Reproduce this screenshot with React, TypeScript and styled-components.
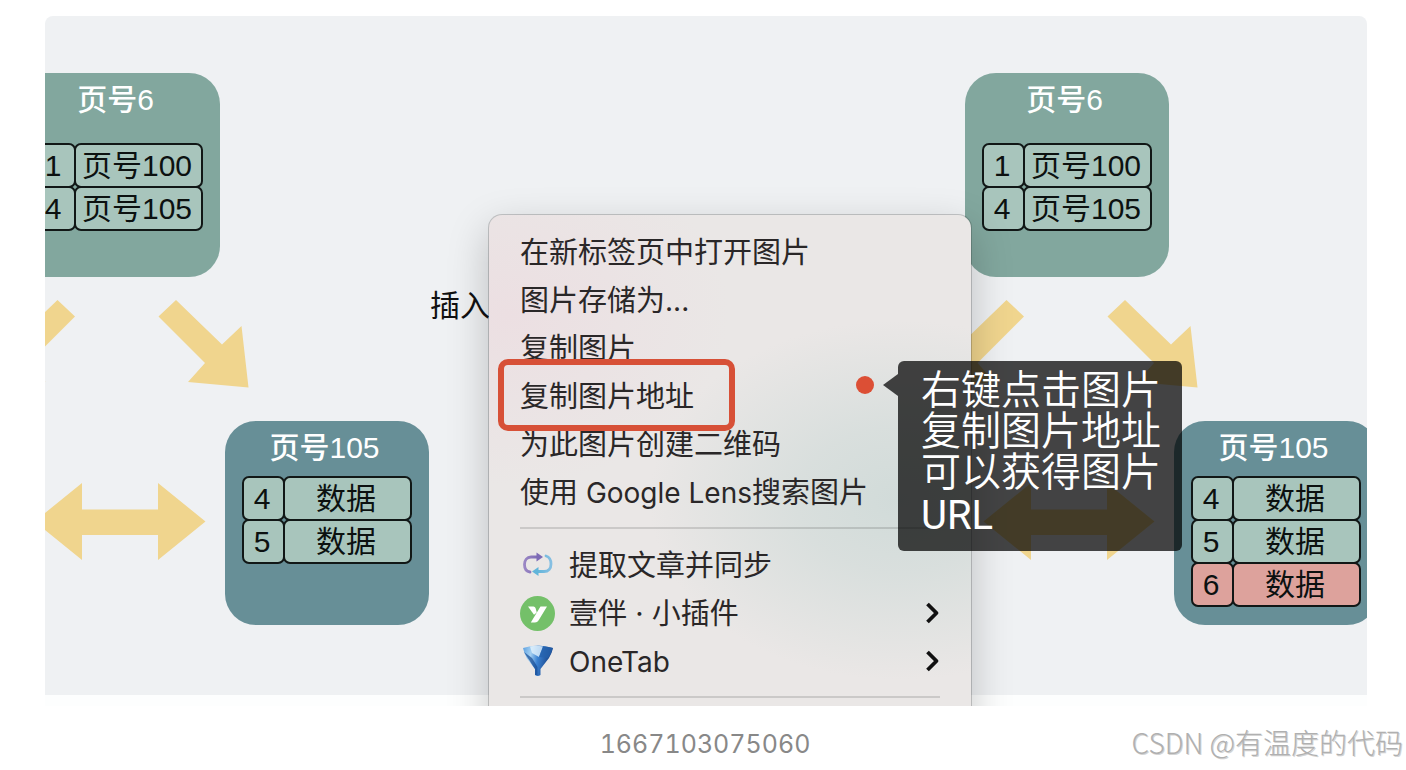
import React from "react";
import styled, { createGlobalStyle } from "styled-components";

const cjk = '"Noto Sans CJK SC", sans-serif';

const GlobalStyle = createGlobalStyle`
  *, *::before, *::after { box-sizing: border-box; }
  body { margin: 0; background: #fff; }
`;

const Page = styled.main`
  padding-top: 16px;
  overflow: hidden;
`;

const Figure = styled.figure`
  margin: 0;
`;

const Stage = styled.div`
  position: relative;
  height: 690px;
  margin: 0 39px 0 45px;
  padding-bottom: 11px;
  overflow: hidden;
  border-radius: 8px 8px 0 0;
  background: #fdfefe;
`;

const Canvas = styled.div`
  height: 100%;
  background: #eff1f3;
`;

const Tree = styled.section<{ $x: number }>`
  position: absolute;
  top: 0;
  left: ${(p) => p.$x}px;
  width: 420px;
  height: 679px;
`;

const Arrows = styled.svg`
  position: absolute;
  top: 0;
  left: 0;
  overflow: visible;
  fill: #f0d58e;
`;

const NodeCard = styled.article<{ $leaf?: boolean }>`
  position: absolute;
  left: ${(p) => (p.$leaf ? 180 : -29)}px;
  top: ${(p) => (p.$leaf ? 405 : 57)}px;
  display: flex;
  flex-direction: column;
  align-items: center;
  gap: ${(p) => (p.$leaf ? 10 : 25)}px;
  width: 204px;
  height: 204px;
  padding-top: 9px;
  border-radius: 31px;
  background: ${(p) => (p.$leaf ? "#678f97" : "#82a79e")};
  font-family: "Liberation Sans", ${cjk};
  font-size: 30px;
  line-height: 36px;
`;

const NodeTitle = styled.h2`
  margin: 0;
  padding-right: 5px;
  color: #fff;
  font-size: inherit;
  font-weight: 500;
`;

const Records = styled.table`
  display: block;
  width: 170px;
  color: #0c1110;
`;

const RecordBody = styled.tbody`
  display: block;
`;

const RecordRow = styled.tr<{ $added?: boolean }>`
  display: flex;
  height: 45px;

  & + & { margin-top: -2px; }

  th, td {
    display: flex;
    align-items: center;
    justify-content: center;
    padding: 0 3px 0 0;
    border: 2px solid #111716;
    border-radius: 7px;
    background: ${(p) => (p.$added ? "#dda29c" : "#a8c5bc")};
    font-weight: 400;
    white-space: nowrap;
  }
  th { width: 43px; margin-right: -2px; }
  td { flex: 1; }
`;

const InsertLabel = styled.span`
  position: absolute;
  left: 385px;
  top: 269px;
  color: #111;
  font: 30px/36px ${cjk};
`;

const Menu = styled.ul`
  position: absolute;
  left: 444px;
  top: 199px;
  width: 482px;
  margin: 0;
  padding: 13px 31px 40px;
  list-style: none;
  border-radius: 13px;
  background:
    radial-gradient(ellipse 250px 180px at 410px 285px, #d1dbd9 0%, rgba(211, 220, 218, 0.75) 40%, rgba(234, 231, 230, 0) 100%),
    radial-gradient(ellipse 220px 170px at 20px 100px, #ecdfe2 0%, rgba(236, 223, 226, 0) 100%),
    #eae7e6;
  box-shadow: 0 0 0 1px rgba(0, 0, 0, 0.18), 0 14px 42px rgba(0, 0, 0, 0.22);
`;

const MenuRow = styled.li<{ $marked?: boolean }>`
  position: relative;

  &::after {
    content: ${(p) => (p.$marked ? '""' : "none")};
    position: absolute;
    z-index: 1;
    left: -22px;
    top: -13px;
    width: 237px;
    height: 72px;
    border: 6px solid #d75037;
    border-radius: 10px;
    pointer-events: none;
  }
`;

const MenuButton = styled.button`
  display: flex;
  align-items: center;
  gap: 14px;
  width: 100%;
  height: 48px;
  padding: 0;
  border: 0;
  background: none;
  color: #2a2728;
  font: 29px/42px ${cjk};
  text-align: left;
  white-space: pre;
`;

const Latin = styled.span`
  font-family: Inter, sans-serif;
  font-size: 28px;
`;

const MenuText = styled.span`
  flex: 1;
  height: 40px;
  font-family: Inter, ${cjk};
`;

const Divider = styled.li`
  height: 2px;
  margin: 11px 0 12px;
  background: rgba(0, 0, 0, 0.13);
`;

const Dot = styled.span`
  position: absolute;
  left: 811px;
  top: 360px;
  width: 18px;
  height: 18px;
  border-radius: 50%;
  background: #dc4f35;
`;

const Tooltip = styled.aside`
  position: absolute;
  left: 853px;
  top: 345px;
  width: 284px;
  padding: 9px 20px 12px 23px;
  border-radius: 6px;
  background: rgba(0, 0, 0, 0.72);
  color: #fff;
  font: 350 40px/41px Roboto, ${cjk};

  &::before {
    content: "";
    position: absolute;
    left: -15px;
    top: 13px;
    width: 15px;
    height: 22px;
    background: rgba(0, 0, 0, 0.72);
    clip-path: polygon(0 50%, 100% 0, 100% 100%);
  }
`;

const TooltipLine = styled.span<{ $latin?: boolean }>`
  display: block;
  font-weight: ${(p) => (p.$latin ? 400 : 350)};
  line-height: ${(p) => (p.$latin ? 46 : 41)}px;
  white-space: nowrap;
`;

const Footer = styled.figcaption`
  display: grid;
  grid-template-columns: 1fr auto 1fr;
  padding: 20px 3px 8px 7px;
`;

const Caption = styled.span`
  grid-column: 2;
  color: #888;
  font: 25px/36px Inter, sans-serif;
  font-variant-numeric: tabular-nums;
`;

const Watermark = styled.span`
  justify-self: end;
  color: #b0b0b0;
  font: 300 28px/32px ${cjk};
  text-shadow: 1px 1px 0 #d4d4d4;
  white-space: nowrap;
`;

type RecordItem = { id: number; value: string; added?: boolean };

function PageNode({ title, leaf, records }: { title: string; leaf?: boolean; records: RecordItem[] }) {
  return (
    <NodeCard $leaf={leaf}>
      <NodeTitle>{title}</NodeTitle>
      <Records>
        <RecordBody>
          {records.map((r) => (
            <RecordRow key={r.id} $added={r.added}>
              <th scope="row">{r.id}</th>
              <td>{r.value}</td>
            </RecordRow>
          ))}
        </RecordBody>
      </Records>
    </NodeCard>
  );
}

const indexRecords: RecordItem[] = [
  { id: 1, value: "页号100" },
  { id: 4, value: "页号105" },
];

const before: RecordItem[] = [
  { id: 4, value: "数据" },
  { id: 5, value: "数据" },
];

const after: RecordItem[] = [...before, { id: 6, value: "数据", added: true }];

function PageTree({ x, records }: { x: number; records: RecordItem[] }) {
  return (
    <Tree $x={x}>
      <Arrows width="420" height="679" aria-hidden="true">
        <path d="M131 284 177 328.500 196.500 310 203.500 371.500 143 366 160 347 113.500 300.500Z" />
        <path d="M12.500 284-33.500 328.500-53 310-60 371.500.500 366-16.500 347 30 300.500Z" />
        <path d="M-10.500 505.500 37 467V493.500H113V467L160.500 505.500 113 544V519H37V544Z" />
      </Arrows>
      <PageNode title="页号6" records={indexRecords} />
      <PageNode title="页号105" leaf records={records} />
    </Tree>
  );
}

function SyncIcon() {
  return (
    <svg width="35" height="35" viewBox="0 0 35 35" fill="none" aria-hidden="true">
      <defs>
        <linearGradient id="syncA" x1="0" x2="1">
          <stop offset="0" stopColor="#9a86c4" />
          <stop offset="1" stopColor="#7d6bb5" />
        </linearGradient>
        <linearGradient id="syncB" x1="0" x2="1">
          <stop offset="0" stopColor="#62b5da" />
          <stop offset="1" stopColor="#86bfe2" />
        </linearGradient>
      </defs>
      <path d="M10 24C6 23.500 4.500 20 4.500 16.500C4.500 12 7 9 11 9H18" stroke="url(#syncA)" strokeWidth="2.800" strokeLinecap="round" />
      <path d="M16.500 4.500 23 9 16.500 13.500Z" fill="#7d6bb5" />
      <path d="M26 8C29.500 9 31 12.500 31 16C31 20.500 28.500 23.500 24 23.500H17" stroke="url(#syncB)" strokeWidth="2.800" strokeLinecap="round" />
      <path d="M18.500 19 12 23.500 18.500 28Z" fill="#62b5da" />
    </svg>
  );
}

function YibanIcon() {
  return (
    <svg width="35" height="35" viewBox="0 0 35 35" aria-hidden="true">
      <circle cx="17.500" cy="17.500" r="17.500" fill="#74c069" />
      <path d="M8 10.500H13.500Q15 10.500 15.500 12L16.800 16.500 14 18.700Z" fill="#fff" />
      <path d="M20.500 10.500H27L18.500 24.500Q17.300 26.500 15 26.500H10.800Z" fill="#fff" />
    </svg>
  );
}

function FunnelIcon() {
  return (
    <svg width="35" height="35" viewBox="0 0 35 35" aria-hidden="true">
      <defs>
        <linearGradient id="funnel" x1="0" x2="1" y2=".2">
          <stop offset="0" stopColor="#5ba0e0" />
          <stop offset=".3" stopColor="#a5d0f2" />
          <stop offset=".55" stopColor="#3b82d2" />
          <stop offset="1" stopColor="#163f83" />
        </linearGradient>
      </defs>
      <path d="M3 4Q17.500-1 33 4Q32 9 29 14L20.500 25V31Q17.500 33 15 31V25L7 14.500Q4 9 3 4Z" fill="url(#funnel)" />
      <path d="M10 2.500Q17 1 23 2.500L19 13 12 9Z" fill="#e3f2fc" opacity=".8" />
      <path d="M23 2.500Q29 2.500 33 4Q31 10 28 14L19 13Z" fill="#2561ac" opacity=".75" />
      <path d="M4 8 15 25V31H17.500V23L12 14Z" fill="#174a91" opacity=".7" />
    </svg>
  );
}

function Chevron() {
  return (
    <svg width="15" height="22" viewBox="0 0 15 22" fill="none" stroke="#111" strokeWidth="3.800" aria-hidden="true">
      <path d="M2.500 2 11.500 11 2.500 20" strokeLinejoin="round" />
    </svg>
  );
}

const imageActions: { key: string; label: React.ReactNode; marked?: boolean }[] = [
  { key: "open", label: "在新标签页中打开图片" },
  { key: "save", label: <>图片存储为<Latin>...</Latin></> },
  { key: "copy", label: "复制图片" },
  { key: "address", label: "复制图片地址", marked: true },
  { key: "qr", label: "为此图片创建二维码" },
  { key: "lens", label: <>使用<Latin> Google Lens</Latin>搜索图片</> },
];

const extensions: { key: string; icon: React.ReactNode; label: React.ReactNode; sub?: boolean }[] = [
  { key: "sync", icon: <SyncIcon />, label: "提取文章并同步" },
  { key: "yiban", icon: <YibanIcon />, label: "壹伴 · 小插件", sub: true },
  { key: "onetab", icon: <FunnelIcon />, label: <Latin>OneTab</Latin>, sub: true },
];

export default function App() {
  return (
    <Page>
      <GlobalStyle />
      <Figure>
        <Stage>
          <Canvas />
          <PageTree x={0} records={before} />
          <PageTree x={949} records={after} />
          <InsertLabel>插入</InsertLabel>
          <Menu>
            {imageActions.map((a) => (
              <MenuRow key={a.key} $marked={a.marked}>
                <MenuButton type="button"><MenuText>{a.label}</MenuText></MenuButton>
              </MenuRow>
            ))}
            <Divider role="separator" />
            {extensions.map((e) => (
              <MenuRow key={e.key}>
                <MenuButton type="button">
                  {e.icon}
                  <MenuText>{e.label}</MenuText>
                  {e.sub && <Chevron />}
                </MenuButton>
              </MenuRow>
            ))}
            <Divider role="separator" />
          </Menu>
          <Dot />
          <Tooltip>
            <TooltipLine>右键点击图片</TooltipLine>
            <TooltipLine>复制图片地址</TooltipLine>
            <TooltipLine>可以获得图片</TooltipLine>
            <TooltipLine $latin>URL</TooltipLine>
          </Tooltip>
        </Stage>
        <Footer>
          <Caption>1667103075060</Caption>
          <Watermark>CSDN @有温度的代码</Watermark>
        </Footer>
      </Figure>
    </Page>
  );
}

TASK OBJECTIVE: Of the lines in the data above, how many contain the word "components"? Give only that figure.

SOLUTION FOR THIS EXERCISE: 2